3. A method as claimed in claim 1, wherein the upper limit for the drawing window is the minimum value for moisture of the paper web and the lower limit for the drawing window is the maximum value for moisture of the paper web.
4. A method as claimed in claim 1, wherein the moisture profile of the paper web is defined from the mean value of two or more series of moisture values measured along the entire width of the paper web.
5. A method as claimed in claim 1, wherein the operational groups each comprise at least one runnability component driven by an electric motor, and wherein the speed difference between the operational groups is adjusted by changing the relative rotation speed of the electric motors.
6. A method as claimed in claim 1, wherein at least one of the operational groups is part of a paper web finishing apparatus and the paper finishing apparatus comprises one of a coating machine, a winder or a sheet cutter, or a printing machine.
9. Equipment as claimed in claim 8, wherein the upper limit for the drawing window is arranged to be defined on the basis of the minimum value for the moisture profile of the paper web and the lower limit for the drawing window is arranged to be defined on the basis of the maximum value for the moisture profile of the paper web.
10. Equipment as claimed in claim 8, wherein the upper limit for the drawing window is the minimum value for moisture of the paper web and the lower limit for the drawing window is the maximum value for moisture of the paper web.
11. Equipment as claimed in claim 8, wherein the moisture measuring device is a mini-traversing measuring device based on reflection measurement, arranged to measure the paper web moisture substantially simultaneously along the entire width of the paper web.
12. Equipment as claimed in claim 8, wherein the measuring device is configured to measure two or more series of moisture values measured along the entire width of the paper web and the moisture profile is defined from the mean value of the series.
13. Equipment as claimed in claim 8, wherein the operational groups each comprise at least one runnability component driven by an electric motor, and wherein the speed difference between the operational groups is arranged to be adjusted by changing the relative rotation speed of the electric motors.
14. Equipment as claimed in claim 8, wherein at least one of the operational groups is part of a paper web finishing apparatus and the paper finishing apparatus comprises one of a coating machine, a winder or a sheet cutter, or a printing machine.
15. Equipment as claimed in claim 8, wherein at least two of the operational groups are in a paper machine and each comprises one of a wire section, a press section, a dryer group of a dryer section, and a reeler, and wherein the moisture measuring device is arranged between two of the operational groups.

1) Field of the Invention

The invention relates to a method in connection with a paper machine or a paper web finishing apparatus, the method comprising measuring a variable representing runnability of a paper web to be manufactured with a paper machine or processed with a finishing apparatus, and adjusting the speed difference between operational groups of the paper machine and/or the finishing apparatus on the basis of the measurement of said variable.

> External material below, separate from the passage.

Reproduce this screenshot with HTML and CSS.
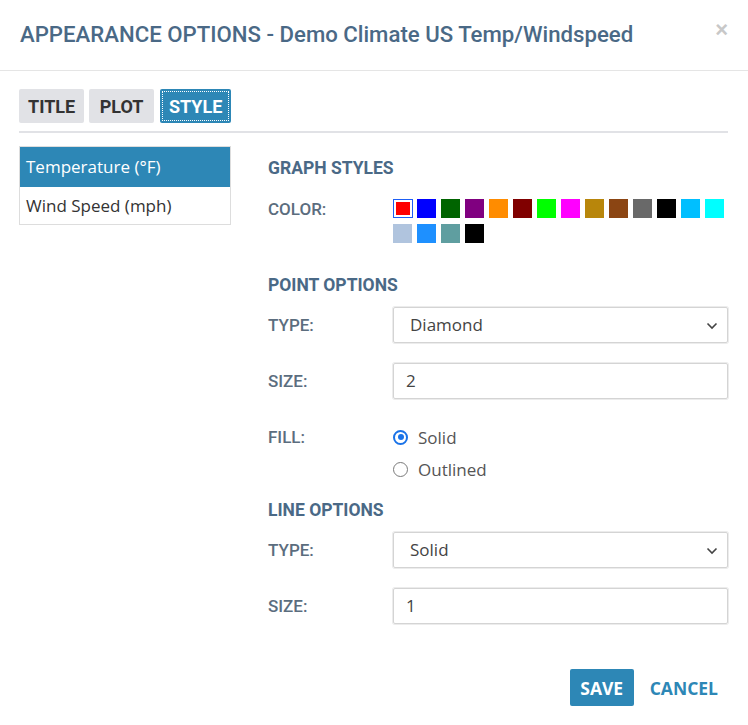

The invention also relates to equipment in connection with a paper machine or a paper web finishing apparatus, the equipment comprising at least one measuring means for measuring a variable representing the runnability of a paper web to be manufactured with the paper machine or processed with the finishing apparatus, and means for adjusting the speed difference between operational groups of the paper machine and/or the finishing apparatus on the basis of the measurement of said variable.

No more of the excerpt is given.